• [Task objective]
Using the listing below, select the lines with the word "Tailwind" and copy them.

• [Given data]
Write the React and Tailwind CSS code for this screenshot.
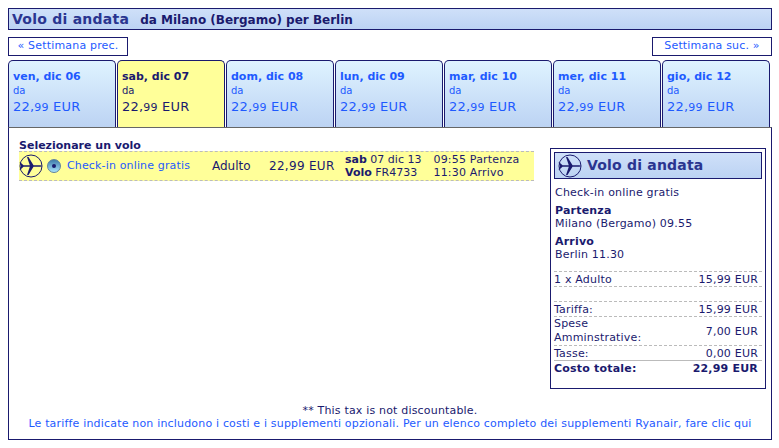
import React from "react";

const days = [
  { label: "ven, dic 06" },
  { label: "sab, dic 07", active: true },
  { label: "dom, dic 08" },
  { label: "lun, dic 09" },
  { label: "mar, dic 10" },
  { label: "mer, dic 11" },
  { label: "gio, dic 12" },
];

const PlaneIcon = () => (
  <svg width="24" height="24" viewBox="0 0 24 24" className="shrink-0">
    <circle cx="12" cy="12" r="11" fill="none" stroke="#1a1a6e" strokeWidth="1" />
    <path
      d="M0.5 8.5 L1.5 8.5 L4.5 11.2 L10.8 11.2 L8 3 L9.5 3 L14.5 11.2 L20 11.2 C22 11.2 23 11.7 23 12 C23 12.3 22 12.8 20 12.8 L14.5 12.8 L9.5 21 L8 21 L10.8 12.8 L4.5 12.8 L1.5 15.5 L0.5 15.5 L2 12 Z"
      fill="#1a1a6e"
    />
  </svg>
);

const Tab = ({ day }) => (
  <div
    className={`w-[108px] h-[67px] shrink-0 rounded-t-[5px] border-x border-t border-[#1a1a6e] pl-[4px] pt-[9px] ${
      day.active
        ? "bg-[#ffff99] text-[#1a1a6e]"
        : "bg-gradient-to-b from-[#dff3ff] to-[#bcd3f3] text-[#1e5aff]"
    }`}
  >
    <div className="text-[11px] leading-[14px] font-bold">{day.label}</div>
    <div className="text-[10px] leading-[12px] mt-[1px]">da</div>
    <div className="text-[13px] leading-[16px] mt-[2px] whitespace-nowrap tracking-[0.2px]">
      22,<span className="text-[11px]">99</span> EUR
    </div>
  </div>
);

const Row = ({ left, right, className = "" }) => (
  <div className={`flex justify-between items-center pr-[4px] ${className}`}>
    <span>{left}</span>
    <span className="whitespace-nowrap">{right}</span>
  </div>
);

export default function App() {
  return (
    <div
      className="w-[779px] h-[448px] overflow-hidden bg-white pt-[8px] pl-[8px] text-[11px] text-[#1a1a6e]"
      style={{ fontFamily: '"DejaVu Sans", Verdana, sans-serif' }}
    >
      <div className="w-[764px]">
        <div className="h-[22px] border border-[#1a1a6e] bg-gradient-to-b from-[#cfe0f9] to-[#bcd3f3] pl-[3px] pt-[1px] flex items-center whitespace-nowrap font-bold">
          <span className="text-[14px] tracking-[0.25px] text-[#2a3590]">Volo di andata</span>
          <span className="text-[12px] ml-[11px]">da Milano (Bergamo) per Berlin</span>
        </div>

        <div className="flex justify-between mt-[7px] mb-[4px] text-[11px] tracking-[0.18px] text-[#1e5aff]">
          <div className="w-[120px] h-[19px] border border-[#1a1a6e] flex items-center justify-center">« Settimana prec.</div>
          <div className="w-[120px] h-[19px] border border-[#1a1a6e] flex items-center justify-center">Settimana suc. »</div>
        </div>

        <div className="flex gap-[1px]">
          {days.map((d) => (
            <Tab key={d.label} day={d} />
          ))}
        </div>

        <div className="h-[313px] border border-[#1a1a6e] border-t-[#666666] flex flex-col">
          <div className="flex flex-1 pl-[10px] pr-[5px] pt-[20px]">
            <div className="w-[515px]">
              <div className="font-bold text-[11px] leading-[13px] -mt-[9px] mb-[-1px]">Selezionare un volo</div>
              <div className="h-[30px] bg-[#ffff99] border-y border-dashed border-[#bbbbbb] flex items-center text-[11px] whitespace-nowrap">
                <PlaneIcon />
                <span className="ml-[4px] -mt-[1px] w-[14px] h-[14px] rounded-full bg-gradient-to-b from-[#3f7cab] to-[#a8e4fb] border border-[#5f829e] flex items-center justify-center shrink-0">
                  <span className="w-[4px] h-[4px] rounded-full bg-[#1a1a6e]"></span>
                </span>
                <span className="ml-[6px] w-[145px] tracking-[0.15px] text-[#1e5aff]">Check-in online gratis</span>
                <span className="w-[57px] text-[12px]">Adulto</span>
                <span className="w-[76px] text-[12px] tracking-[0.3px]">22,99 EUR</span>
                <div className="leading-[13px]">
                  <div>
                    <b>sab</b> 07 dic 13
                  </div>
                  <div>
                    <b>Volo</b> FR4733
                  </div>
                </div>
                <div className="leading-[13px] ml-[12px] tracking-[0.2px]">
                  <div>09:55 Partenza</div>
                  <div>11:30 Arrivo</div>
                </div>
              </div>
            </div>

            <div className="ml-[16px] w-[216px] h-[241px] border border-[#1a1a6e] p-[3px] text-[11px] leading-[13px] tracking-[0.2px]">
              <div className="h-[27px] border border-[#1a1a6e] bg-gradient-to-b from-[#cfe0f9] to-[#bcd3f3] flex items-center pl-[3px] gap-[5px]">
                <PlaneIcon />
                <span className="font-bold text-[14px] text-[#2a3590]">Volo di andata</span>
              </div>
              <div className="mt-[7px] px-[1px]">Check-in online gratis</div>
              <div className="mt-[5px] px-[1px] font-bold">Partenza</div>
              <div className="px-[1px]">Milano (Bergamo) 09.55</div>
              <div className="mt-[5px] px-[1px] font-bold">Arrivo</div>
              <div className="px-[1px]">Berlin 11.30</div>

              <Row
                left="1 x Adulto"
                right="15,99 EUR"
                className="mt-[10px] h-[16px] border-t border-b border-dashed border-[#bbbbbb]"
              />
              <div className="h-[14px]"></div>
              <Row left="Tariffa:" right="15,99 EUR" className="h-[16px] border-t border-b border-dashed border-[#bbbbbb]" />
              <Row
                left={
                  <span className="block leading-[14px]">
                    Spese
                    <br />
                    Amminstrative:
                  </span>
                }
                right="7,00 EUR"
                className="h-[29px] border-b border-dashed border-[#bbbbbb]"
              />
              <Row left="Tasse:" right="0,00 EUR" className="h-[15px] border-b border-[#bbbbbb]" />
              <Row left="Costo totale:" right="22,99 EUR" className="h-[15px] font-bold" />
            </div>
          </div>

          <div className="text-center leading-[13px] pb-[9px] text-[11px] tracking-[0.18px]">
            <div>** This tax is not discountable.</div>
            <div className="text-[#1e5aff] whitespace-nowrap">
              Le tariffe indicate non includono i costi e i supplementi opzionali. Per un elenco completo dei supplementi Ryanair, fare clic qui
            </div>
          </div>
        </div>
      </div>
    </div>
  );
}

...

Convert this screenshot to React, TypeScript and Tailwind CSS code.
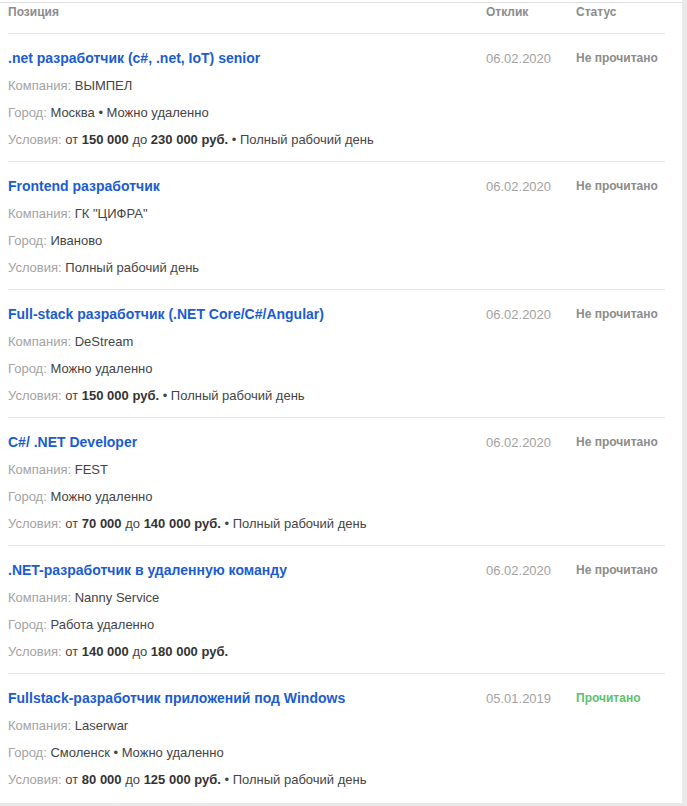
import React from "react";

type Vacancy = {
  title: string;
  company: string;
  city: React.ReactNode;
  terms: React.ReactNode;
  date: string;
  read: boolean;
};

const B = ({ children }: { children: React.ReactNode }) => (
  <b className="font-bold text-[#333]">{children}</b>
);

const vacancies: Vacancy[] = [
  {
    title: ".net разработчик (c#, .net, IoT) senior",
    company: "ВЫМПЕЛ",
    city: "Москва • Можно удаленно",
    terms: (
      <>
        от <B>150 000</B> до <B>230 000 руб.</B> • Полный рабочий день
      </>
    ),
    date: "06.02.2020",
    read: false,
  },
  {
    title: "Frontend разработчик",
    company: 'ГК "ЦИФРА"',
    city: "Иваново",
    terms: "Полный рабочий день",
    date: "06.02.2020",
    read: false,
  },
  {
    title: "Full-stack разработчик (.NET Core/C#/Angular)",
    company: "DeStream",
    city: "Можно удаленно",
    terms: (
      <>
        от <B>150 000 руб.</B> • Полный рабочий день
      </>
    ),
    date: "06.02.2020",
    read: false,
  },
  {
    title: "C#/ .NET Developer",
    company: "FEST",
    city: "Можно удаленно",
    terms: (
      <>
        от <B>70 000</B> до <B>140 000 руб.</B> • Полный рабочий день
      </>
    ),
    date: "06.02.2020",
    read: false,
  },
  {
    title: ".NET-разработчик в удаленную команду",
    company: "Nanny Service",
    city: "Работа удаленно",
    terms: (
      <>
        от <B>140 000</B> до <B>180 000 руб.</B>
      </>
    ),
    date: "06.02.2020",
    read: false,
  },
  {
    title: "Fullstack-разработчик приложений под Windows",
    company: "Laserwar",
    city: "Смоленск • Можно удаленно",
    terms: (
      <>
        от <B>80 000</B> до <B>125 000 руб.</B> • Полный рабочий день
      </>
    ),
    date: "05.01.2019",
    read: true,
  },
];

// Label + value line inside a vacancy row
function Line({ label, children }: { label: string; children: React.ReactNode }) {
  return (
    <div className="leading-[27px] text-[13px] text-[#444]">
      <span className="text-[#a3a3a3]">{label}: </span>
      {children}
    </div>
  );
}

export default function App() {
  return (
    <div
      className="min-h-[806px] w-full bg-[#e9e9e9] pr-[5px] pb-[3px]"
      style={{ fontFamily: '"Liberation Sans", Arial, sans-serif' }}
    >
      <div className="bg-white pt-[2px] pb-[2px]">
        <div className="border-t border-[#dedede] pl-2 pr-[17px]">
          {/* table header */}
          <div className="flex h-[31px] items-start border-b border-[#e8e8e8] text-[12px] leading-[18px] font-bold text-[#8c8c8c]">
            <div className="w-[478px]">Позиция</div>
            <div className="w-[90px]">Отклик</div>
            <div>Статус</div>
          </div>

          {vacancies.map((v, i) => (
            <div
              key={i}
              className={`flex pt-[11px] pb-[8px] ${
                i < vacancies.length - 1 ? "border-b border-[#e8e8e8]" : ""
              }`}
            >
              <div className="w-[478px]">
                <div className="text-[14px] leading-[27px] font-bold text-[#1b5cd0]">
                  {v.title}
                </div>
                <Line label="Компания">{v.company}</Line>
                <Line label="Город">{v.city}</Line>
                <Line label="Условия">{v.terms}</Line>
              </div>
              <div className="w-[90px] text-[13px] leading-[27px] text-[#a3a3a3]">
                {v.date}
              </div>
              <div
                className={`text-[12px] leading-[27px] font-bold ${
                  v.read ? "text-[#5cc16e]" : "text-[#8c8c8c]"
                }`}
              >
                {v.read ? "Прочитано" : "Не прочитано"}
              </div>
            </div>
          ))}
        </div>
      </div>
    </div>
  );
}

• [Task output]
Write the React and Tailwind CSS code for this screenshot.
Convert this screenshot to React, TypeScript and Tailwind CSS code.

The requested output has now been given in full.